## WHAT YOU WILL DO
The lines to extract run from the first line of the material below to the line containing "const PURPLE = '#6c17ff'", both included; leave the pictures behind.

## DATA BLOCK
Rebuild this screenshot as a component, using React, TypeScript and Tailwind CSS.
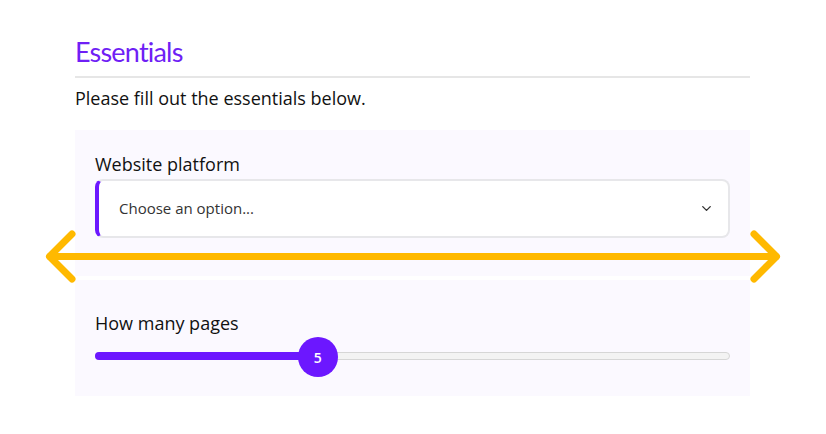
import { ChevronDown } from 'lucide-react'

const PURPLE = '#6c17ff'

function ArrowOverlay() {
  return (
    <svg
      className="pointer-events-none absolute left-0 top-0"
      width="826"
      height="434"
      viewBox="0 0 826 434"
      fill="none"
    >
      <g stroke="#ffb900" strokeWidth="7" strokeLinecap="round" strokeLinejoin="round">
        <path d="M50 256.5 H776" />
        <path d="M72 234 L49.5 256.5 L72 279" />
        <path d="M754 234 L776.5 256.5 L754 279" />
      </g>
    </svg>
  )
}

export default function App() {
  const value = 5
  const pct = 35.1

  return (
    <div
      className="relative h-[434px] w-[826px] overflow-hidden bg-white text-[#111]"
      style={{ fontFamily: '"Open Sans", "Noto Sans", sans-serif' }}
    >
      <div className="ml-[75px] w-[675px] pt-[35px]">
        <h2
          className="text-[27px] leading-[34px] text-[#6f1ff5]"
          style={{ fontFamily: 'Lato, sans-serif', letterSpacing: '-0.8px' }}
        >
          Essentials
        </h2>
        <div className="mt-[7px] h-[2px] bg-[#e6e6e6]" />
        <p className="mt-[7px] text-[18px] leading-[26px]">Please fill out the essentials below.</p>

        <section className="mt-[19px] bg-[#fbf9ff] px-5 pb-[38px] pt-[22px]">
          <label className="block text-[18px] leading-[25px]">Website platform</label>
          <div className="mt-[2px] flex h-[59px] items-center justify-between rounded-lg border-2 border-l-4 border-[#e7e7ea] border-l-[#6c17ff] bg-white pl-[20px] pr-[14px]">
            <span className="text-[15px] text-[#333]">Choose an option...</span>
            <ChevronDown className="h-[15px] w-[15px] text-[#333]" strokeWidth={2.2} />
          </div>
        </section>

        <section className="mt-[4px] bg-[#fbf9ff] px-5 pb-[19px] pt-[31px]">
          <label className="block text-[18px] leading-[25px]">How many pages</label>
          <div className="relative mt-[1px] h-[40px]">
            <div className="absolute left-0 right-0 top-[15px] h-[8px] rounded-full border border-[#d6d6d6] bg-[#f3f3f3]" />
            <div
              className="absolute left-0 top-[15px] h-[8px] rounded-l-full"
              style={{ width: `${pct}%`, background: PURPLE }}
            />
            <div
              className="absolute top-0 flex h-[40px] w-[40px] -translate-x-1/2 items-center justify-center rounded-full text-[14px] font-semibold text-white"
              style={{ left: `${pct}%`, background: PURPLE }}
            >
              {value}
            </div>
          </div>
        </section>
      </div>
      <ArrowOverlay />
    </div>
  )
}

## TASK OUTPUT
Rebuild this screenshot as a component, using React, TypeScript and Tailwind CSS.
import { ChevronDown } from 'lucide-react'

const PURPLE = '#6c17ff'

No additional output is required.